### Input data

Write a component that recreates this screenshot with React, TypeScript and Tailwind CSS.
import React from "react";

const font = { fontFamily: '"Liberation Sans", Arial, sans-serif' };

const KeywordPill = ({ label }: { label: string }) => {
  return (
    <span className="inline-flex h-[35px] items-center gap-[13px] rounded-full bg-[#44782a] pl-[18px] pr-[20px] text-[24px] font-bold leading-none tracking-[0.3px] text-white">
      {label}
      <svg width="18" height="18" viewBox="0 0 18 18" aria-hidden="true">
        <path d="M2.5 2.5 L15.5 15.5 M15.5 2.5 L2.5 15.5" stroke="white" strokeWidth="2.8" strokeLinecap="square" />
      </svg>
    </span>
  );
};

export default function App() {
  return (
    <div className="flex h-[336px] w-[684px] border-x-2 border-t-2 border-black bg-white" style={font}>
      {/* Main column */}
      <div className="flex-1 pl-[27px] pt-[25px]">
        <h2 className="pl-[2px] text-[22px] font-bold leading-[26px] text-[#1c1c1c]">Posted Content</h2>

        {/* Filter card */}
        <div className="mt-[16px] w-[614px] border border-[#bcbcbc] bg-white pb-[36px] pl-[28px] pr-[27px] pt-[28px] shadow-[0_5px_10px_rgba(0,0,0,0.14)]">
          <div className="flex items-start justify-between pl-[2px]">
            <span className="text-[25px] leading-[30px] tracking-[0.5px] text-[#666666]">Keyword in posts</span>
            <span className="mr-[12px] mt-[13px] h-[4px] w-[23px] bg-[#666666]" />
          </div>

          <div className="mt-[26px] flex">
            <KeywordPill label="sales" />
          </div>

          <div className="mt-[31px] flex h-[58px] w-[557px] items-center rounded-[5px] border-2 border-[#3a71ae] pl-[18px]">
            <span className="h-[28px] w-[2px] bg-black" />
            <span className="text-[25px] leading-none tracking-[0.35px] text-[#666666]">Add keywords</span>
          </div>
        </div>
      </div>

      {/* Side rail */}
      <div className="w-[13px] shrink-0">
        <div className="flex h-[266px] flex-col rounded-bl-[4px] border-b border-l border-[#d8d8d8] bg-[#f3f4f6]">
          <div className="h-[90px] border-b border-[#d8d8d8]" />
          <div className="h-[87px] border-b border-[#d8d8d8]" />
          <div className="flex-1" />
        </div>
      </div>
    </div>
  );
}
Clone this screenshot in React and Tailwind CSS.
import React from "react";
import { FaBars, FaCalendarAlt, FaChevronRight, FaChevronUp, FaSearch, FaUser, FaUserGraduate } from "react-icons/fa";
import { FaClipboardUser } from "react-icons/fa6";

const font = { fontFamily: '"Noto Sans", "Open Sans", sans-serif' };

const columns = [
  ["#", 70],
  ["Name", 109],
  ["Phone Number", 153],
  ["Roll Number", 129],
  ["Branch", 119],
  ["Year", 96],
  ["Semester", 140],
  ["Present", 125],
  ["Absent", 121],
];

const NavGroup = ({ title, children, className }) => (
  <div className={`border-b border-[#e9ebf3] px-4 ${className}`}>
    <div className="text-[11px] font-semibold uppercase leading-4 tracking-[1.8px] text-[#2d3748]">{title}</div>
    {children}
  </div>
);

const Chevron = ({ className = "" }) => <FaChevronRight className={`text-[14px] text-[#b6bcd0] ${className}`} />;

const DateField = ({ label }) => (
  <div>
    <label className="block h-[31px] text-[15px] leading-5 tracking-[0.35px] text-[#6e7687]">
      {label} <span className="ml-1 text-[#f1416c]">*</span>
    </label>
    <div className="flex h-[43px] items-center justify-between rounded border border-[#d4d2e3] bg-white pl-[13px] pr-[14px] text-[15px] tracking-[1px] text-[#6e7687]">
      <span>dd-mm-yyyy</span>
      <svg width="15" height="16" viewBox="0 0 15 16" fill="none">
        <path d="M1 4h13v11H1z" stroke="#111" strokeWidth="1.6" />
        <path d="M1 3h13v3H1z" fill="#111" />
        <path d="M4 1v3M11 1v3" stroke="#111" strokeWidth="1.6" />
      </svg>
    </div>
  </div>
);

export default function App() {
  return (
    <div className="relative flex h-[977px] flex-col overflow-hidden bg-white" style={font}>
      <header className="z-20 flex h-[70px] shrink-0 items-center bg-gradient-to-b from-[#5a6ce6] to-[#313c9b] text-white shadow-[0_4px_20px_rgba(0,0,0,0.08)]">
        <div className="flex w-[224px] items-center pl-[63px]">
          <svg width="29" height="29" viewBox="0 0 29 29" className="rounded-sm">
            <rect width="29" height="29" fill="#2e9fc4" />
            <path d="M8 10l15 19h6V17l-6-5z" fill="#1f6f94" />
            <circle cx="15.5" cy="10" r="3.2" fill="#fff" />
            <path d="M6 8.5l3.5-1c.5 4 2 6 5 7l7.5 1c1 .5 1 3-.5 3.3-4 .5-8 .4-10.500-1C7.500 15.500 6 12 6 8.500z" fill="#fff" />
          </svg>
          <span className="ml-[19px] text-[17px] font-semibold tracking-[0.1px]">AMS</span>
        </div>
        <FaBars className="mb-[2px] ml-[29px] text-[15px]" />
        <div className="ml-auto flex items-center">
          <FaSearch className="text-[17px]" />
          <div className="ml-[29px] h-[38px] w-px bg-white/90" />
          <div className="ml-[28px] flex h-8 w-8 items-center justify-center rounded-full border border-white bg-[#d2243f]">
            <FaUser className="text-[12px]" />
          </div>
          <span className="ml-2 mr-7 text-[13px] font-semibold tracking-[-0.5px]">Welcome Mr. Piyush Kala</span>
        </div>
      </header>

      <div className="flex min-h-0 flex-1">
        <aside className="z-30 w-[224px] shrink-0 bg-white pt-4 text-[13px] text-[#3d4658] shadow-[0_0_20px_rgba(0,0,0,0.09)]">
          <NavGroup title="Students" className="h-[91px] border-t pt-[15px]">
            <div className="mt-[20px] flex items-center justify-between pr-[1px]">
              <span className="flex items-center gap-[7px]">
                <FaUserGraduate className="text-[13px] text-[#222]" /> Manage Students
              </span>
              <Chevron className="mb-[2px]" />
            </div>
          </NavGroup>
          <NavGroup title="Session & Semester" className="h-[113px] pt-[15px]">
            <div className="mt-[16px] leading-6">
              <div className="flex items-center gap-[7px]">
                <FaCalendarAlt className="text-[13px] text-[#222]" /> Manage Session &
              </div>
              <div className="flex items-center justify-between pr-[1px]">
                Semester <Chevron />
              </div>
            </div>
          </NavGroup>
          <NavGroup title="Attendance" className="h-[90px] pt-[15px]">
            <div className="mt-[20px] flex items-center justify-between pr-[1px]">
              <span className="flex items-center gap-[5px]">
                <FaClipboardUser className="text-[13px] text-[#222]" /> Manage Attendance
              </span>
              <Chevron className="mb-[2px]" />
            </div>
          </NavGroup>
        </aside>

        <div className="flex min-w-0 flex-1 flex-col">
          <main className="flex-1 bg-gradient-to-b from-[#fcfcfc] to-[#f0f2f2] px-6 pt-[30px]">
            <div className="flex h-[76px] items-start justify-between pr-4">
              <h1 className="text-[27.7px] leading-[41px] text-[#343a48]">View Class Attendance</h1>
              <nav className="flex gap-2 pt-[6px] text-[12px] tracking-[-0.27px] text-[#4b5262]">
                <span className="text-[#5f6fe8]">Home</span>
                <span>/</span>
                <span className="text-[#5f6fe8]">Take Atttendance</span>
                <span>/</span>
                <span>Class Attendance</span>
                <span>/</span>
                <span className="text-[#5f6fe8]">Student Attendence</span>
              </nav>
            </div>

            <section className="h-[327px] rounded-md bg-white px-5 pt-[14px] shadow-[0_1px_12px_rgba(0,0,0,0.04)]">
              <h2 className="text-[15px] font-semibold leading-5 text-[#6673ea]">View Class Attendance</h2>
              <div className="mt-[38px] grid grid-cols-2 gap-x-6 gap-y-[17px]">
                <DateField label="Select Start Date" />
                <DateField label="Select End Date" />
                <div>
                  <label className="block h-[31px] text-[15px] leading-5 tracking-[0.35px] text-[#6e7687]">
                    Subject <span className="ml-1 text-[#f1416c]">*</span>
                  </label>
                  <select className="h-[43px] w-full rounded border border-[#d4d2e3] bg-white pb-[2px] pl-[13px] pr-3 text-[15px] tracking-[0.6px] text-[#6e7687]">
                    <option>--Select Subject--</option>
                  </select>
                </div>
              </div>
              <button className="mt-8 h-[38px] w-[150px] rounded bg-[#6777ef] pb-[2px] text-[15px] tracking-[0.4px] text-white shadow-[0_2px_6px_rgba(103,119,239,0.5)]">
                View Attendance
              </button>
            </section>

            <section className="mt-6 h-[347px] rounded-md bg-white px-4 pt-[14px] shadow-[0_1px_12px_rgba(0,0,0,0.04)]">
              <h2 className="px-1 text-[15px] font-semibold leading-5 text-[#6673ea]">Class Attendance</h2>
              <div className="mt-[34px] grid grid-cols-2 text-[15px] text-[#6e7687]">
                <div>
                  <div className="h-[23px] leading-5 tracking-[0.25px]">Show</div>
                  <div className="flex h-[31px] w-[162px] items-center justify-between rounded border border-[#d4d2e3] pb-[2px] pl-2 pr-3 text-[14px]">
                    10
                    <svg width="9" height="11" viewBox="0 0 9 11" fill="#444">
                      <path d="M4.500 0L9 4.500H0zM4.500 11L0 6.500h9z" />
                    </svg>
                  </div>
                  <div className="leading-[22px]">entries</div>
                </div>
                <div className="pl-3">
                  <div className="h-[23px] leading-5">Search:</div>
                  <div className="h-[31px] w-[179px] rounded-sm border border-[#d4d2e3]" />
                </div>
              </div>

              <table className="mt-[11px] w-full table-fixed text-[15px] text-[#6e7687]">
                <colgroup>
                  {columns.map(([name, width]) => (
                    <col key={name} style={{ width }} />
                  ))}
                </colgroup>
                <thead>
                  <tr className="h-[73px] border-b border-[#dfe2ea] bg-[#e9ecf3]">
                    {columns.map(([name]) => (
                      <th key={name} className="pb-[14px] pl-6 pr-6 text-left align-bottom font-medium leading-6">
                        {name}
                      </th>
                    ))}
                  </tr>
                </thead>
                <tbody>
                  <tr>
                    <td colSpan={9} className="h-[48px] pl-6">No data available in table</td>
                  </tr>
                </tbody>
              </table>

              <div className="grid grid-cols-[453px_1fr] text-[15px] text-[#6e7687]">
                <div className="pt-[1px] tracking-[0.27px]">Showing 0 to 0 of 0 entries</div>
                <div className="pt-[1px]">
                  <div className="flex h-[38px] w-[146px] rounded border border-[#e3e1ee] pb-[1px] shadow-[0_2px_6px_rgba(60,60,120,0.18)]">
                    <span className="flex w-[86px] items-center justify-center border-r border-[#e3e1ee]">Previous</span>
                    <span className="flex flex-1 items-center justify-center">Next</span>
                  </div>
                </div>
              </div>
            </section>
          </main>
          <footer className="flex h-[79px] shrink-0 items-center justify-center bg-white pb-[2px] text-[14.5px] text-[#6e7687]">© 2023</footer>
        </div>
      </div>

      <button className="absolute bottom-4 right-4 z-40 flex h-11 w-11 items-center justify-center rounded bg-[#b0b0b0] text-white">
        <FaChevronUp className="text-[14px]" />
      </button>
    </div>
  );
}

######

Given instruction
All lines that include "Tailwind" are to be gathered and copied.

Problem solution
Write a component that recreates this screenshot with React, TypeScript and Tailwind CSS.
Clone this screenshot in React and Tailwind CSS.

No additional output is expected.